Plain text gets compared with diff-match-patch, which produces patches between the old and new snapshot. The diff is rendered into the HTML report with <ins> and <del> highlighting on the changed words. The semantic-cleanup pass collapses a one-word edit into a one-word highlight rather than reporting an entire paragraph as a delete + insert.

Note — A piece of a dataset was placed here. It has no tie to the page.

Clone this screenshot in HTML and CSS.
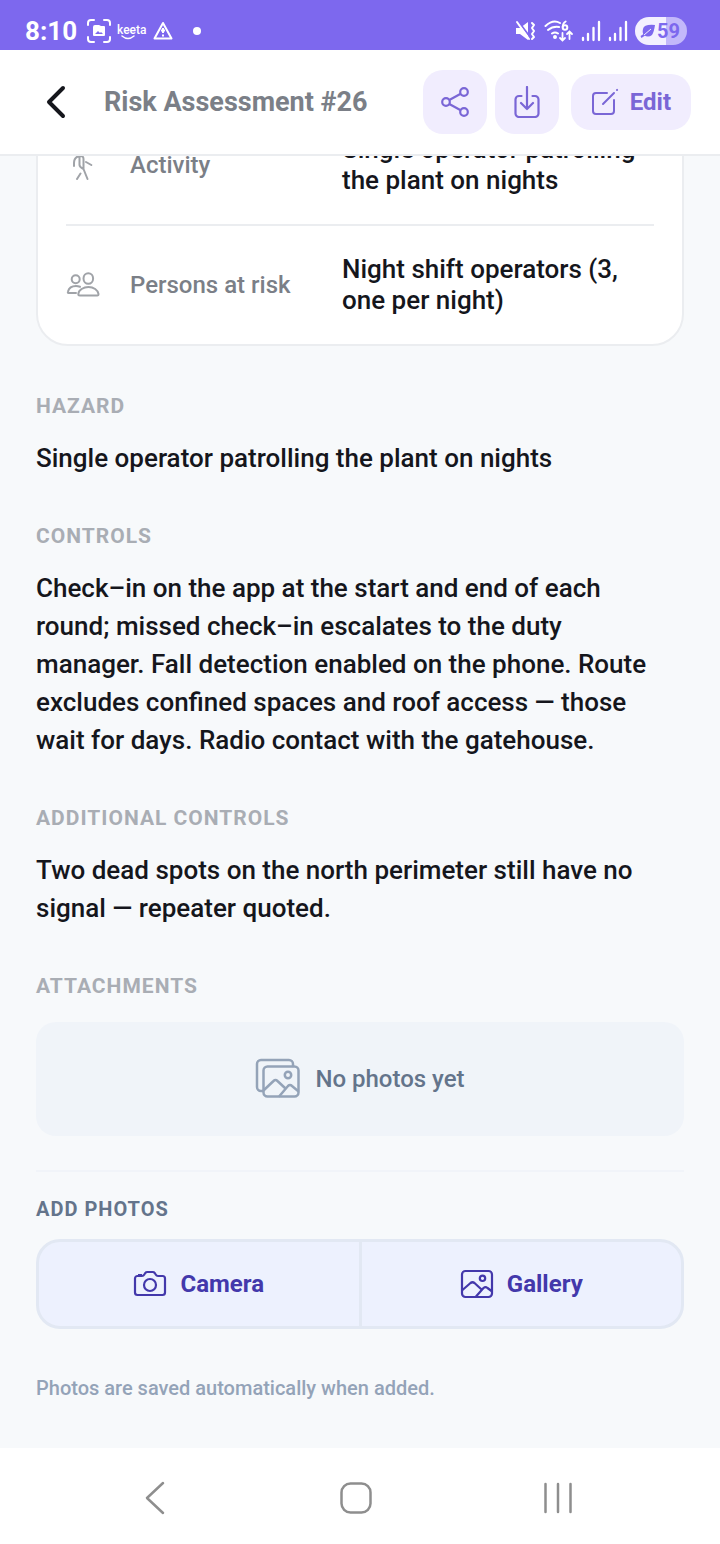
FILE: index.html
```html
<!DOCTYPE html>
<html lang="en">
<head>
    <meta charset="UTF-8">
    <meta name="viewport" content="width=device-width, initial-scale=1.0">
    <title>Risk Assessment #26</title>
    <link rel="stylesheet" href="styles.css">
</head>
<body>

    <div class="status-bar">
        <div class="status-left">
            <span class="clock">8:10</span>
            <svg width="24" height="24" viewBox="0 0 24 24" fill="none" stroke="#fff" stroke-width="2" stroke-linecap="round">
                <path d="M1 6V4a3 3 0 0 1 3-3h3M17 1h3a3 3 0 0 1 3 3v2M23 18v2a3 3 0 0 1-3 3h-3M7 23H4a3 3 0 0 1-3-3v-2"/>
                <path d="M8 6h4l2 1h3a1 1 0 0 1 1 1v8a1 1 0 0 1-1 1H7a1 1 0 0 1-1-1V8a2 2 0 0 1 2-2z" fill="#fff" stroke="none"/>
                <path d="M8 15l3-3 2 2 1-1 2 2z" fill="#7d68ee" stroke="none"/>
            </svg>
            <svg class="keeta" width="28" height="20" viewBox="0 0 28 20">
                <text x="0" y="13" font-size="12" font-weight="500" fill="#fff">keeta</text>
                <path d="M5 15q6 5 12 0" fill="none" stroke="#fff" stroke-width="1.5" stroke-linecap="round"/>
            </svg>
            <svg class="warn" width="20" height="20" viewBox="0 0 20 20" fill="none" stroke="#fff" stroke-width="2" stroke-linejoin="round">
                <path d="M10 2L18.500 17.500H1.500z"/>
                <path d="M10 7v5M10 13.500v2M8 9.500h4"/>
            </svg>
            <span class="dot"></span>
        </div>
        <div class="status-right">
            <svg width="22" height="22" viewBox="0 0 22 22" fill="#fff">
                <path d="M1 8h4l8-6v18l-8-6H1z"/>
                <path d="M3 1l12 16" stroke="#7d68ee" stroke-width="2"/>
                <path d="M2 2l12 17" stroke="#fff" stroke-width="2" stroke-linecap="round"/>
                <path d="M17 3l2 2-2 3 2 3-2 3 2 3-2 2" fill="none" stroke="#fff" stroke-width="2" stroke-linecap="round" stroke-linejoin="round"/>
            </svg>
            <svg width="30" height="24" viewBox="0 0 30 24" fill="none" stroke="#fff" stroke-width="2" stroke-linecap="round">
                <path d="M1.500 7Q9 0 16 4M4 11q5-4 11-3M8 14.500q3-2 6 0"/>
                <circle cx="11" cy="18" r="1" fill="#fff"/>
                <circle cx="21" cy="8.500" r="2.300"/>
                <path d="M18.700 8q0-4 3-5.500M18.500 14v7M16 19l2.500 2.500L21 19M25.500 20v-7M23 15l2.500-2.500L28 15" stroke-width="1.800"/>
            </svg>
            <svg width="20" height="22" viewBox="0 0 20 22" fill="none" stroke="#fff" stroke-width="2.300" stroke-linecap="round">
                <path d="M2 18v2M7 14v6M12.500 8v12M18 2v18"/>
            </svg>
            <svg width="20" height="22" viewBox="0 0 20 22" fill="none" stroke="#fff" stroke-width="2.300" stroke-linecap="round">
                <path d="M2 18v2M7 14v6M12.500 8v12M18 2v18"/>
            </svg>
            <div class="battery">
                <svg width="16" height="16" viewBox="0 0 16 16" fill="#7d68ee">
                    <path d="M15 2Q4 1 3 6q-1 4 1 6 4 3 8 0 2-3 3-10z"/>
                    <path d="M1 14Q5 12 10 7" fill="none" stroke="#7d68ee" stroke-width="2"/>
                    <path d="M4 12l7-6" stroke="#f3f0ff" stroke-width="1"/>
                </svg>
                <span>59</span>
            </div>
        </div>
    </div>

    <header class="header">
        <button class="back-btn" aria-label="Back">
            <svg width="22" height="34" viewBox="0 0 22 34" fill="none" stroke="#15161c" stroke-width="4" stroke-linecap="round" stroke-linejoin="round">
                <path d="M18 3L4 17l14 14"/>
            </svg>
        </button>
        <h1>Risk Assessment #26</h1>
        <div class="actions">
            <button class="icon-btn" aria-label="Share">
                <svg width="32" height="32" viewBox="0 0 32 32" fill="none" stroke="#7a66d6" stroke-width="2.200">
                    <circle cx="7" cy="16" r="3.800"/>
                    <circle cx="25" cy="6" r="3.800"/>
                    <circle cx="25" cy="26" r="3.800"/>
                    <path d="M10.300 14L21.700 7.800M10.300 18l11.400 6.200"/>
                </svg>
            </button>
            <button class="icon-btn" aria-label="Download">
                <svg width="32" height="32" viewBox="0 0 32 32" fill="none" stroke="#7a66d6" stroke-width="2.200" stroke-linecap="round" stroke-linejoin="round">
                    <path d="M10.500 10H8a3.500 3.500 0 0 0-3.500 3.500v14A3.500 3.500 0 0 0 8 31h16a3.500 3.500 0 0 0 3.500-3.500v-14A3.500 3.500 0 0 0 24 10h-2.500"/>
                    <path d="M16 1v22M10 17l6 6 6-6"/>
                </svg>
            </button>
            <button class="edit-btn">
                <svg width="28" height="28" viewBox="0 0 28 28" fill="none" stroke="#7a66d6" stroke-width="2" stroke-linecap="round">
                    <path d="M16 5H5a3 3 0 0 0-3 3v15a3 3 0 0 0 3 3h15a3 3 0 0 0 3-3V12"/>
                    <path d="M12 16L23 5M26 2l.1-.1"/>
                </svg>
                Edit
            </button>
        </div>
    </header>

    <main class="content">
        <div class="card">
            <div class="row">
                <svg width="34" height="34" viewBox="0 0 34 34" fill="none" stroke="#a0a3a8" stroke-width="2" stroke-linecap="round" stroke-linejoin="round">
                    <circle cx="16" cy="3" r="2.500"/>
                    <path d="M8 18v-3q0-6 5.500-7 4-.5 4 3v10l4 10M13.500 9v8q0 2 4 4M14.500 25.500l-3.500 5.500M20 14l5.300 3"/>
                </svg>
                <span class="label">Activity</span>
                <span class="value">Single operator patrolling the plant on nights</span>
            </div>
            <div class="row">
                <svg width="34" height="34" viewBox="0 0 34 34" fill="none" stroke="#a0a3a8" stroke-width="2" stroke-linecap="round" stroke-linejoin="round">
                    <circle cx="9.700" cy="11.300" r="4"/>
                    <ellipse cx="22.300" cy="10.500" rx="4.800" ry="5.300"/>
                    <path d="M22.500 19c-5 0-10 3-10.200 7q0 1.500 1.500 1.500h17.400q1.500 0 1.300-1.500c-.5-4-5-7-10-7z"/>
                    <path d="M10 25H2.500Q1.500 25 2 23.500c1-4 5-5.500 8-5.500q2 0 4 .800"/>
                </svg>
                <span class="label">Persons at risk</span>
                <span class="value">Night shift operators (3, one per night)</span>
            </div>
        </div>

        <section class="section">
            <h2>Hazard</h2>
            <p>Single operator patrolling the plant on nights</p>
        </section>

        <section class="section">
            <h2>Controls</h2>
            <p>Check–in on the app at the start and end of each round; missed check–in escalates to the duty manager. Fall detection enabled on the phone. Route excludes confined spaces and roof access — those wait for days. Radio contact with the gatehouse.</p>
        </section>

        <section class="section">
            <h2>Additional controls</h2>
            <p>Two dead spots on the north perimeter still have no signal — repeater quoted.</p>
        </section>

        <section class="section">
            <h2>Attachments</h2>
            <div class="empty">
                <svg width="46" height="42" viewBox="0 0 46 42" fill="none" stroke="#94a3b8" stroke-width="2.500" stroke-linecap="round" stroke-linejoin="round">
                    <path d="M8 33H6a4 4 0 0 1-4-4V6a4 4 0 0 1 4-4h28a4 4 0 0 1 4 4v2"/>
                    <rect x="8.500" y="8.500" width="35" height="30" rx="4"/>
                    <circle cx="33" cy="17" r="3.200"/>
                    <path d="M9 32l9.500-9q2-2 4 0l8 7.500M24.500 38l8.500-10q2-2 4 0l6 5"/>
                </svg>
                <span>No photos yet</span>
            </div>
        </section>

        <div class="add-photos">
            <h2>Add photos</h2>
            <div class="photo-btns">
                <button>
                    <svg width="34" height="28" viewBox="0 0 34 28" fill="none" stroke="#4338ab" stroke-width="2.200" stroke-linejoin="round">
                        <path d="M5 6h4q1.500 0 2.300-1.500l1-1.500q.7-1 2-1h5.400q1.300 0 2 1l1 1.500Q23.500 6 25 6h4.500A2.500 2.500 0 0 1 32 8.500v14a2.500 2.500 0 0 1-2.500 2.500h-25A2.500 2.500 0 0 1 2 22.500v-14A2.500 2.500 0 0 1 4.500 6zM5 5h4"/>
                        <circle cx="17" cy="15" r="6"/>
                    </svg>
                    Camera
                </button>
                <button>
                    <svg width="34" height="30" viewBox="0 0 34 30" fill="none" stroke="#4338ab" stroke-width="2.200" stroke-linecap="round" stroke-linejoin="round">
                        <rect x="2" y="2" width="30" height="26" rx="3.500"/>
                        <circle cx="22.500" cy="9.300" r="2.700"/>
                        <path d="M2.500 21l8-7q2-1.500 4 0l6.500 6M16 27.500l7.500-8.500q2-1.700 4 0l4 3"/>
                    </svg>
                    Gallery
                </button>
            </div>
            <p class="hint">Photos are saved automatically when added.</p>
        </div>
    </main>

    <nav class="nav-bar">
        <button aria-label="Back">
            <svg width="34" height="34" viewBox="0 0 34 34" fill="none" stroke="#8e8e8e" stroke-width="2.500" stroke-linecap="round" stroke-linejoin="round">
                <path d="M25 2L9 17l16 15"/>
            </svg>
        </button>
        <button aria-label="Home">
            <svg width="34" height="34" viewBox="0 0 34 34" fill="none" stroke="#8e8e8e" stroke-width="2.500">
                <rect x="2.500" y="2.500" width="29" height="29" rx="9"/>
            </svg>
        </button>
        <button aria-label="Recent apps">
            <svg width="34" height="34" viewBox="0 0 34 34" fill="none" stroke="#8e8e8e" stroke-width="2.500" stroke-linecap="round">
                <path d="M4.500 3v28M17 3v28M29.500 3v28"/>
            </svg>
        </button>
    </nav>

</body>
</html>
```
FILE: styles.css
```css
* {
    box-sizing: border-box;
}

body {
    font-family: Roboto, Arial, sans-serif;
    margin: 0;
    height: 100vh;
    display: flex;
    flex-direction: column;
    background: #f7f9fb;
    color: #15161c;
}

h1, h2, p {
    margin: 0;
}

button {
    font-family: inherit;
    border: none;
    padding: 0;
    background: none;
    cursor: pointer;
}

svg {
    display: block;
    flex-shrink: 0;
}

/* phone status bar */
.status-bar {
    flex-shrink: 0;
    display: flex;
    justify-content: space-between;
    height: 50px;
    padding: 12px 33px 0 25px;
    background: #7d68ee;
    color: white;
}

.status-left,
.status-right {
    display: flex;
    align-items: center;
}

.clock {
    font-size: 26px;
    font-weight: 700;
    margin-right: 10px;
}

.keeta {
    margin-left: 6px;
    overflow: visible;
}

.warn {
    margin-left: 8px;
}

.dot {
    width: 8px;
    height: 8px;
    margin-left: 20px;
    border-radius: 50%;
    background: white;
}

.status-right {
    gap: 7px;
}

.battery {
    display: flex;
    align-items: center;
    gap: 1px;
    height: 28px;
    padding: 0 7px 0 5px;
    border-radius: 14px;
    background: linear-gradient(to right, #f3f0ff 59%, #c3b8fa 59%);
    color: #7d68ee;
    font-size: 20px;
    font-weight: 700;
}

/* page header */
.header {
    flex-shrink: 0;
    display: flex;
    align-items: center;
    height: 106px;
    padding: 0 29px 0 45px;
    background: white;
    border-bottom: 2px solid #ebedf0;
}

.header h1 {
    flex: 1;
    margin-left: 37px;
    font-size: 27px;
    font-weight: 700;
    color: #7b7f87;
}

.actions {
    display: flex;
    align-items: center;
    gap: 8px;
}

.icon-btn,
.edit-btn {
    display: flex;
    align-items: center;
    justify-content: center;
    background: #f1edfe;
    border-radius: 20px;
}

.icon-btn {
    width: 64px;
    height: 64px;
}

.edit-btn {
    gap: 11px;
    height: 56px;
    margin-left: 4px;
    padding: 0 20px;
    font-size: 24px;
    font-weight: 700;
    color: #7a66d6;
}

/* scrolled to the end */
.content {
    flex: 1;
    min-height: 0;
    overflow: hidden;
    display: flex;
    flex-direction: column;
    justify-content: flex-end;
    padding: 0 36px 47px;
}

.card {
    margin-bottom: 1px;
    padding: 0 28px;
    background: white;
    border: 2px solid #ebedf0;
    border-radius: 32px;
}

.row {
    display: grid;
    grid-template-columns: 34px 182px 1fr;
    align-items: center;
    column-gap: 30px;
    padding: 28px 0;
}

.row + .row {
    border-top: 2px solid #ebedf0;
}

.label {
    font-size: 24px;
    font-weight: 500;
    color: #7b7f87;
}

.value {
    font-size: 26px;
    font-weight: 500;
    line-height: 31px;
}

.section {
    margin-top: 46px;
}

.section h2,
.add-photos h2 {
    font-size: 21px;
    font-weight: 700;
    line-height: 26px;
    letter-spacing: 1px;
    text-transform: uppercase;
    color: #a9adb4;
}

.section p {
    margin-top: 20px;
    padding-right: 24px;
    font-size: 26px;
    font-weight: 500;
    line-height: 38px;
}

.empty {
    display: flex;
    align-items: center;
    justify-content: center;
    gap: 14px;
    height: 114px;
    margin-top: 23px;
    border-radius: 20px;
    background: #f0f4f9;
    color: #64748b;
    font-size: 24px;
    font-weight: 500;
}

.add-photos {
    margin-top: 34px;
    padding-top: 24px;
    border-top: 2px solid #f1f4f9;
}

.add-photos h2 {
    font-size: 20px;
    color: #64748b;
}

.photo-btns {
    display: flex;
    height: 90px;
    margin-top: 17px;
    border: 3px solid #e2e8f3;
    border-radius: 24px;
    background: #edf1fe;
    overflow: hidden;
}

.photo-btns button {
    flex: 1;
    display: flex;
    align-items: center;
    justify-content: center;
    gap: 13px;
    font-size: 24px;
    font-weight: 700;
    color: #4338ab;
}

.photo-btns button + button {
    border-left: 3px solid #e2e8f3;
}

.hint {
    margin-top: 46px;
    font-size: 20px;
    font-weight: 500;
    line-height: 26px;
    color: #94a3b8;
}

/* system navigation */
.nav-bar {
    flex-shrink: 0;
    display: grid;
    grid-template-columns: repeat(3, 1fr);
    height: 96px;
    padding: 4px 61px 0 54px;
    background: white;
}

.nav-bar button {
    display: flex;
    align-items: center;
    justify-content: center;
}
```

Screenshots and visual diff

When the text diff is non-empty, Playwright opens a headless Chromium against the page and grabs a full-page screenshot. Pillow + NumPy then generate a three-panel image (old, new, and a red-highlighted overlay of the changed pixels) so a reviewer can spot the change visually in seconds. This only runs on pages that actually changed, which is the difference between a fast daily run and an expensive one.

Report and delivery

For each host with changes, the run generates an index.html with a side-by-side text diff per page and a "Compare Screenshots" modal showing the visual diff. Style and script assets are bundled in so the report works as a standalone artifact. The bundle is uploaded over SFTP to a public web server (paramiko), and yagmail sends a per-group email with the site name, change count, a "View report" button linking to the public URL, and the list of changed pages.

Key decisions

Snapshot text, not HTML

Comparing raw HTML would surface every cache-buster, every analytics nonce, every dynamic ID as a change. BeautifulSoup's text extraction removes all of that as a side effect, so the diff is signal: copy changes, indication updates, new sections. The signal-to-noise is dramatically better than a byte-level diff and there's no custom strip-rule list to maintain.

Screenshot only on change

Capturing every page every day through Playwright across hundreds of URLs is expensive in time and CPU. Snapshotting text is cheap. Only triggering the headless browser when the text diff is non-empty keeps the daily run lightweight and the report email arrives within minutes of the schedule firing.

Filesystem snapshots, SFTP delivery

A database for snapshot history would be over-engineered. The natural unit is "the text of page X on date Y", which is exactly what the filesystem is shaped for: one file per page per timestamp, archived under host. The reports are static HTML, so any web server can host them. SFTP is the lowest-friction delivery to whatever box is already serving the team's other reports.

Per-group config

config.json groups sites by audience (DTC competitors, HCP competitors, personal sites) and pairs each group with its own email recipient list. The DTC strategist sees DTC moves without being on the HCP firehose, and vice versa. Adding a competitor is a JSON edit, not a code change.

Outcomes

Site-Watch has become the kind of tool nobody mentions but everyone uses. It catches competitor moves the team would otherwise miss and surfaces them as a daily email with a one-click link to the full diff. Because the expensive work only fires on real changes, the run cost is essentially nothing.

What I'd do differently

I'd add a noise filter for session-bound URL parameters and dynamic IDs that survive the text strip on some sites. Today these can produce a noisy email on an otherwise quiet competitor day. A small per-host allow/deny list of tokens to normalise before diffing would collapse those into the actual signal.

I'd also build a small admin UI for the URL list. Today the config sits in the repo, so adding a new competitor means a PR. A tiny self-service page that updates config.json and reloads would put the team in direct control of what's tracked, without an engineer in the loop.